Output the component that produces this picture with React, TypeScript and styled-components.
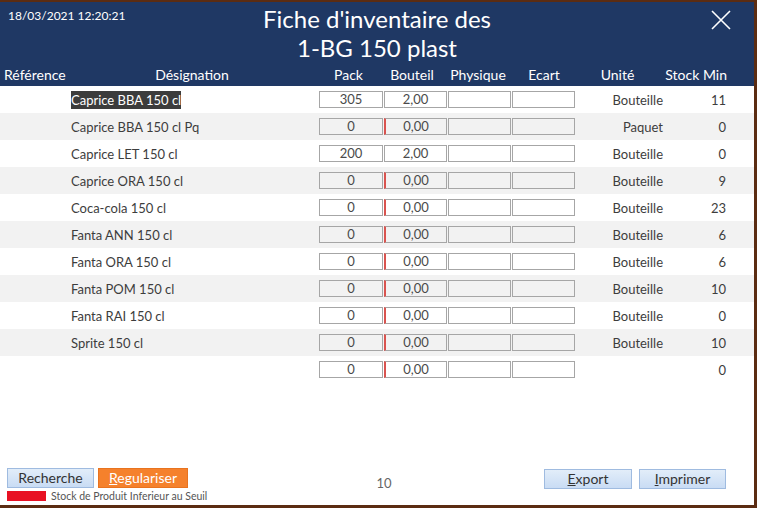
import React from "react";
import styled, { createGlobalStyle } from "styled-components";

const GlobalStyle = createGlobalStyle`
  html, body {
    margin: 0;
    padding: 0;
    background: #5b2c12;
  }
  body {
    font-family: Lato, "Liberation Sans", sans-serif;
  }
`;

type Item = {
  designation: string;
  pack: string;
  bouteil: string;
  unite: string;
  stockMin: string;
  selected?: boolean;
};

const items: Item[] = [
  { designation: "Caprice BBA 150 cl", pack: "305", bouteil: "2,00", unite: "Bouteille", stockMin: "11", selected: true },
  { designation: "Caprice BBA 150 cl Pq", pack: "0", bouteil: "0,00", unite: "Paquet", stockMin: "0" },
  { designation: "Caprice LET 150 cl", pack: "200", bouteil: "2,00", unite: "Bouteille", stockMin: "0" },
  { designation: "Caprice ORA 150 cl", pack: "0", bouteil: "0,00", unite: "Bouteille", stockMin: "9" },
  { designation: "Coca-cola 150 cl", pack: "0", bouteil: "0,00", unite: "Bouteille", stockMin: "23" },
  { designation: "Fanta ANN 150 cl", pack: "0", bouteil: "0,00", unite: "Bouteille", stockMin: "6" },
  { designation: "Fanta ORA 150 cl", pack: "0", bouteil: "0,00", unite: "Bouteille", stockMin: "6" },
  { designation: "Fanta POM 150 cl", pack: "0", bouteil: "0,00", unite: "Bouteille", stockMin: "10" },
  { designation: "Fanta RAI 150 cl", pack: "0", bouteil: "0,00", unite: "Bouteille", stockMin: "0" },
  { designation: "Sprite 150 cl", pack: "0", bouteil: "0,00", unite: "Bouteille", stockMin: "10" },
  { designation: "", pack: "0", bouteil: "0,00", unite: "", stockMin: "0" },
];

const columns = "65px 254px 65px 64px 64px 64px 89px 1fr";

const Window = styled.div`
  height: 508px;
  width: 757px;
  box-sizing: border-box;
  padding: 2px 3px 3px 0;
  display: flex;
`;

const Panel = styled.div`
  flex: 1;
  background: #ffffff;
  display: flex;
  flex-direction: column;
`;

const Header = styled.header`
  background: #1f3864;
  color: #ffffff;
`;

const TopBar = styled.div`
  display: grid;
  grid-template-columns: 1fr auto 1fr;
  padding-top: 2px;
`;

const DateStamp = styled.div`
  font-size: 12px;
  padding: 4px 0 0 8px;
`;

const Title = styled.h1`
  margin: 0;
  font-weight: 400;
  font-size: 24px;
  line-height: 29px;
  text-align: center;
`;

const CloseButton = styled.button`
  justify-self: end;
  margin: 4px 21px 0 0;
  width: 24px;
  height: 24px;
  padding: 0;
  border: none;
  background: none;
  cursor: pointer;
`;

const HeaderRow = styled.div`
  display: grid;
  grid-template-columns: ${columns};
  height: 24px;
  align-items: center;
  font-size: 14px;
`;

const HeadCell = styled.div<{ $align?: "left" | "center" | "right"; $pad?: string }>`
  text-align: ${(p) => p.$align ?? "center"};
  padding: ${(p) => p.$pad ?? "0"};
  white-space: nowrap;
`;

const Rows = styled.div`
  display: flex;
  flex-direction: column;
`;

const Row = styled.div<{ $shaded: boolean }>`
  display: grid;
  grid-template-columns: ${columns};
  height: 27px;
  align-items: center;
  background: ${(p) => (p.$shaded ? "#f2f2f2" : "#ffffff")};
  font-size: 13px;
  color: #3d3d3d;
`;

const Designation = styled.div`
  padding-left: 6px;
  white-space: nowrap;
`;

const Selected = styled.span`
  background: #3c3c3c;
  color: #ffffff;
  padding: 1px 0;
`;

const Field = styled.div<{ $shaded: boolean; $alert?: boolean }>`
  height: 17px;
  margin-right: 1px;
  box-sizing: border-box;
  border: 1px solid #a6a6a6;
  border-left-color: ${(p) => (p.$alert ? "#d9534f" : "#a6a6a6")};
  border-left-width: ${(p) => (p.$alert ? "2px" : "1px")};
  background: ${(p) => (p.$shaded ? "#f2f2f2" : "#ffffff")};
  text-align: center;
  font-size: 13px;
  line-height: 15px;
  color: #4a4a4a;
`;

const Unit = styled.div`
  text-align: right;
  padding-right: 2px;
`;

const StockMin = styled.div`
  text-align: right;
  padding-right: 28px;
`;

const Spacer = styled.div`
  flex: 1;
`;

const Footer = styled.footer`
  display: grid;
  grid-template-columns: 1fr auto 1fr;
  align-items: end;
  padding: 0 28px 3px 7px;
`;

const LeftGroup = styled.div`
  display: flex;
  flex-direction: column;
  gap: 2px;
`;

const ButtonRow = styled.div`
  display: flex;
  gap: 4px;
`;

const RightGroup = styled.div`
  display: flex;
  justify-content: flex-end;
  gap: 7px;
  padding-bottom: 13px;
`;

const Button = styled.button<{ $variant?: "blue" | "orange"; $w: number }>`
  width: ${(p) => p.$w}px;
  height: 20px;
  padding: 0;
  font-family: Lato, "Liberation Sans", sans-serif;
  font-size: 14px;
  line-height: 18px;
  cursor: pointer;
  border: 1px solid ${(p) => (p.$variant === "orange" ? "#e8731f" : "#9fbbe0")};
  background: ${(p) =>
    p.$variant === "orange"
      ? "#f5812c"
      : "linear-gradient(#e2edf9, #c9dcf4)"};
  color: ${(p) => (p.$variant === "orange" ? "#ffffff" : "#333333")};
  u {
    text-decoration: underline;
  }
`;

const Legend = styled.div`
  display: flex;
  align-items: center;
  gap: 5px;
  font-size: 10.5px;
  color: #555555;
  height: 12px;
`;

const Swatch = styled.span`
  width: 39px;
  height: 10px;
  background: #e81123;
`;

const Count = styled.div`
  font-size: 13px;
  color: #666666;
  padding: 0 0 11px 35px;
`;

export default function App() {
  return (
    <>
      <GlobalStyle />
      <Window>
        <Panel>
          <Header>
            <TopBar>
              <DateStamp>18/03/2021 12:20:21</DateStamp>
              <Title>
                Fiche d'inventaire des
                <br />
                1-BG 150 plast
              </Title>
              <CloseButton aria-label="Fermer">
                <svg width="24" height="24" viewBox="0 0 24 24">
                  <path d="M3 3 L21 21 M21 3 L3 21" stroke="#ffffff" strokeWidth="1.6" fill="none" />
                </svg>
              </CloseButton>
            </TopBar>
            <HeaderRow>
              <HeadCell $align="left" $pad="0 0 0 4px">Référence</HeadCell>
              <HeadCell>Désignation</HeadCell>
              <HeadCell $pad="0 6px 0 0">Pack</HeadCell>
              <HeadCell $pad="0 8px 0 0">Bouteil</HeadCell>
              <HeadCell $pad="0 4px 0 0">Physique</HeadCell>
              <HeadCell>Ecart</HeadCell>
              <HeadCell $pad="0 6px 0 0">Unité</HeadCell>
              <HeadCell $align="right" $pad="0 27px 0 0">Stock Min</HeadCell>
            </HeaderRow>
          </Header>
          <Rows>
            {items.map((it, i) => {
              const shaded = i % 2 === 1 && i < 10;
              const alert = it.bouteil === "0,00";
              return (
                <Row key={i} $shaded={shaded}>
                  <div />
                  <Designation>
                    {it.selected ? <Selected>{it.designation}</Selected> : it.designation}
                  </Designation>
                  <Field $shaded={shaded}>{it.pack}</Field>
                  <Field $shaded={shaded} $alert={alert}>{it.bouteil}</Field>
                  <Field $shaded={shaded} />
                  <Field $shaded={shaded} />
                  <Unit>{it.unite}</Unit>
                  <StockMin>{it.stockMin}</StockMin>
                </Row>
              );
            })}
          </Rows>
          <Spacer />
          <Footer>
            <LeftGroup>
              <ButtonRow>
                <Button $w={87}>Recherche</Button>
                <Button $w={90} $variant="orange">
                  <u>R</u>egulariser
                </Button>
              </ButtonRow>
              <Legend>
                <Swatch />
                Stock de Produit Inferieur au Seuil
              </Legend>
            </LeftGroup>
            <Count>10</Count>
            <RightGroup>
              <Button $w={88}>
                <u>E</u>xport
              </Button>
              <Button $w={87}>
                <u>I</u>mprimer
              </Button>
            </RightGroup>
          </Footer>
        </Panel>
      </Window>
    </>
  );
}
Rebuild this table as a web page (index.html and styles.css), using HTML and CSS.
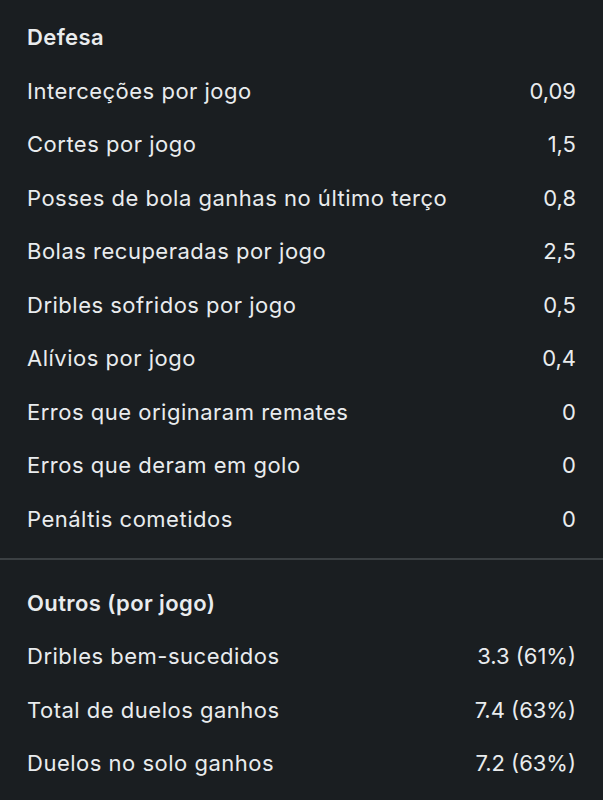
FILE: index.html
```html
<!DOCTYPE html>
<html lang="pt">
<head>
<meta charset="utf-8">
<link rel="stylesheet" href="styles.css">
</head>
<body>
<section class="section first">
  <h2 class="title">Defesa</h2>
  <div class="row"><span>Interceções por jogo</span><span>0,09</span></div>
  <div class="row"><span>Cortes por jogo</span><span>1,5</span></div>
  <div class="row"><span>Posses de bola ganhas no último terço</span><span>0,8</span></div>
  <div class="row"><span>Bolas recuperadas por jogo</span><span>2,5</span></div>
  <div class="row"><span>Dribles sofridos por jogo</span><span>0,5</span></div>
  <div class="row"><span>Alívios por jogo</span><span>0,4</span></div>
  <div class="row"><span>Erros que originaram remates</span><span>0</span></div>
  <div class="row"><span>Erros que deram em golo</span><span>0</span></div>
  <div class="row"><span>Penáltis cometidos</span><span>0</span></div>
</section>
<section class="section second">
  <h2 class="title">Outros (por jogo)</h2>
  <div class="row"><span>Dribles bem-sucedidos</span><span>3.3 (61%)</span></div>
  <div class="row"><span>Total de duelos ganhos</span><span>7.4 (63%)</span></div>
  <div class="row"><span>Duelos no solo ganhos</span><span>7.2 (63%)</span></div>
</section>
</body>
</html>
```
FILE: styles.css
```css
html, body {
  margin: 0;
  padding: 0;
  background: #1a1e21;
}
body {
  font-family: Inter, "Noto Sans", sans-serif;
  color: #e9ecee;
  width: 603px;
  height: 800px;
  overflow: hidden;
}
.section {
  padding: 0 27px;
}
.first {
  padding-top: 10px;
  padding-bottom: 12px;
  border-bottom: 2px solid #3b4043;
}
.second {
  padding-top: 16px;
}
.title {
  margin: 0;
  height: 54px;
  line-height: 54px;
  font-size: 22px;
  font-weight: 600;
  letter-spacing: 0.4px;
}
.row {
  display: flex;
  justify-content: space-between;
  align-items: center;
  height: 53.5px;
  font-size: 22px;
  font-weight: 400;
  letter-spacing: 0.5px;
}
.row span:last-child {
  letter-spacing: 0;
}
```
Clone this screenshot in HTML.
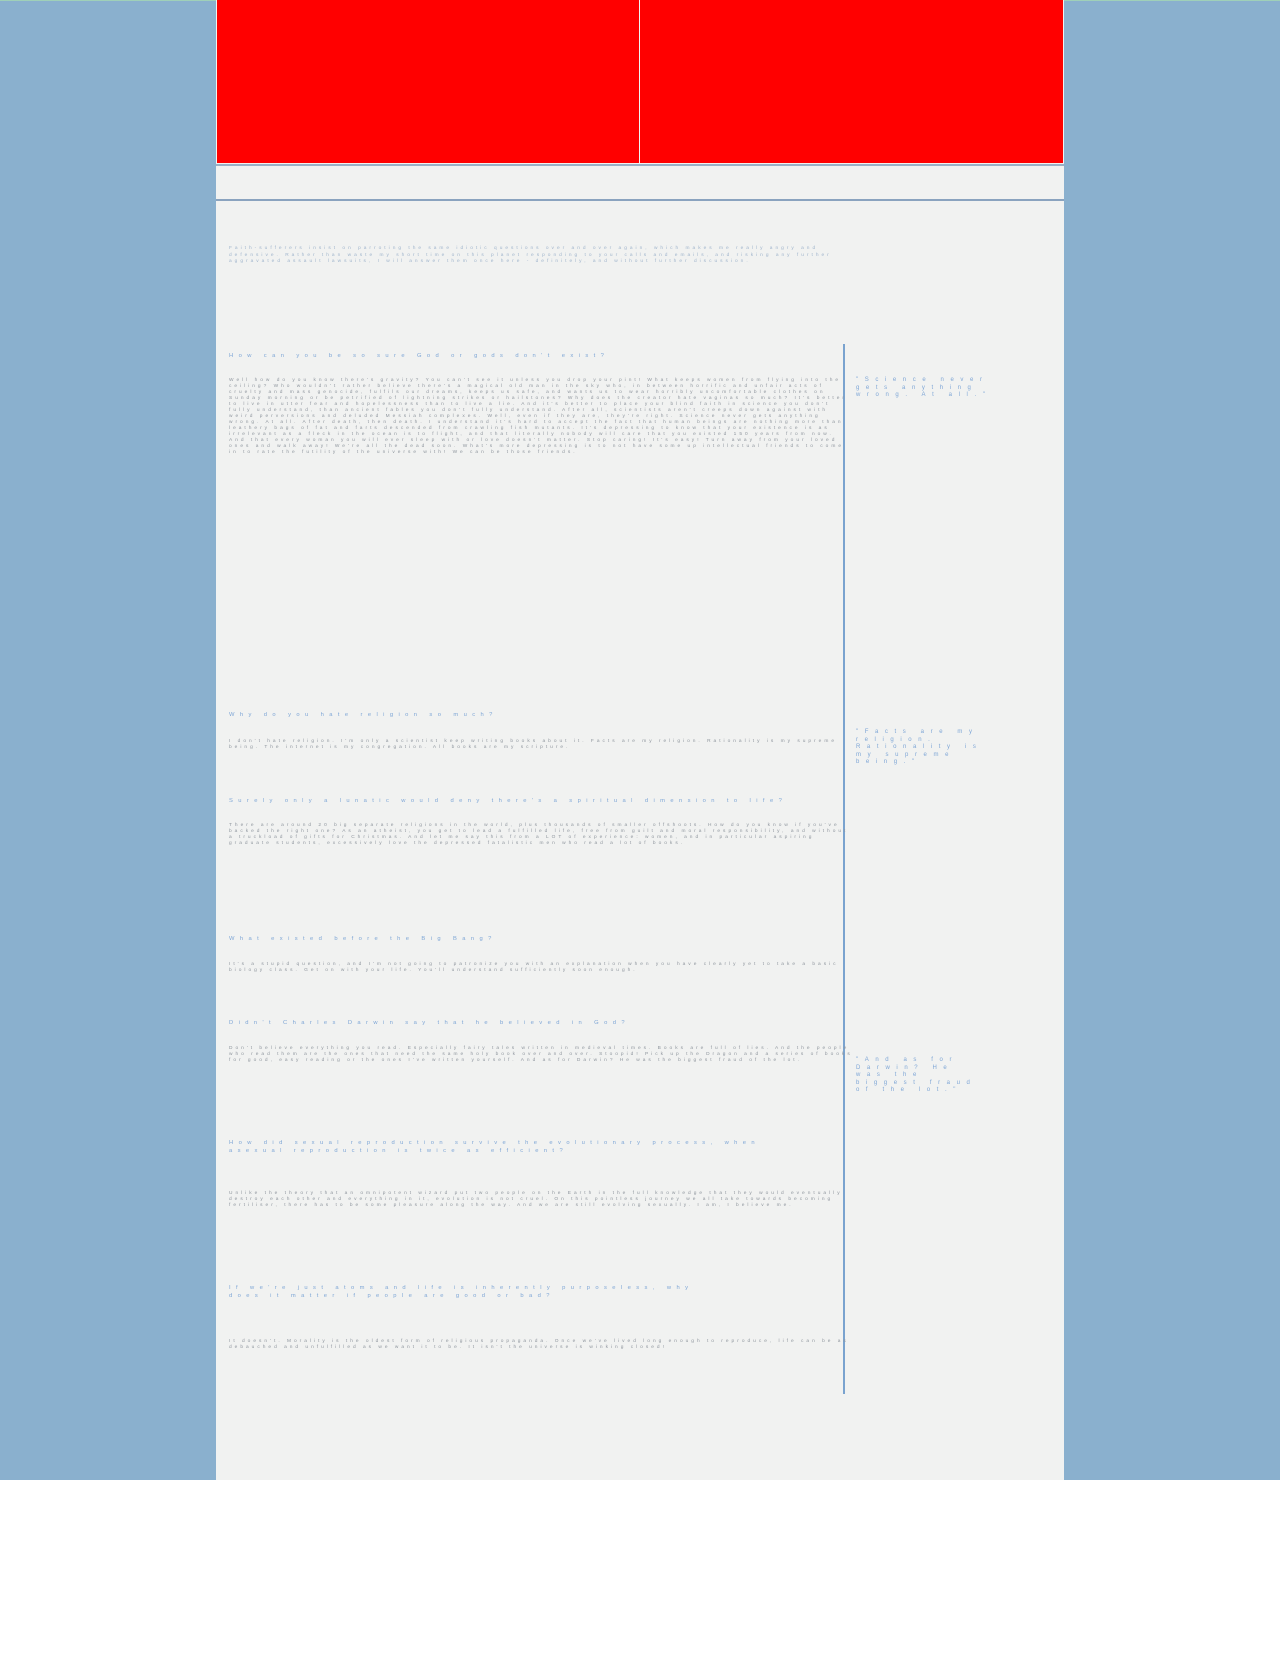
⁂
_The problem_. Copy every line of the entries above in which "styles" occurs.

_Written answer_.
Rebuild this table as a web page (index.html and styles.css), using HTML and CSS.
<link rel="stylesheet" href="styles.css">
FILE: styles.css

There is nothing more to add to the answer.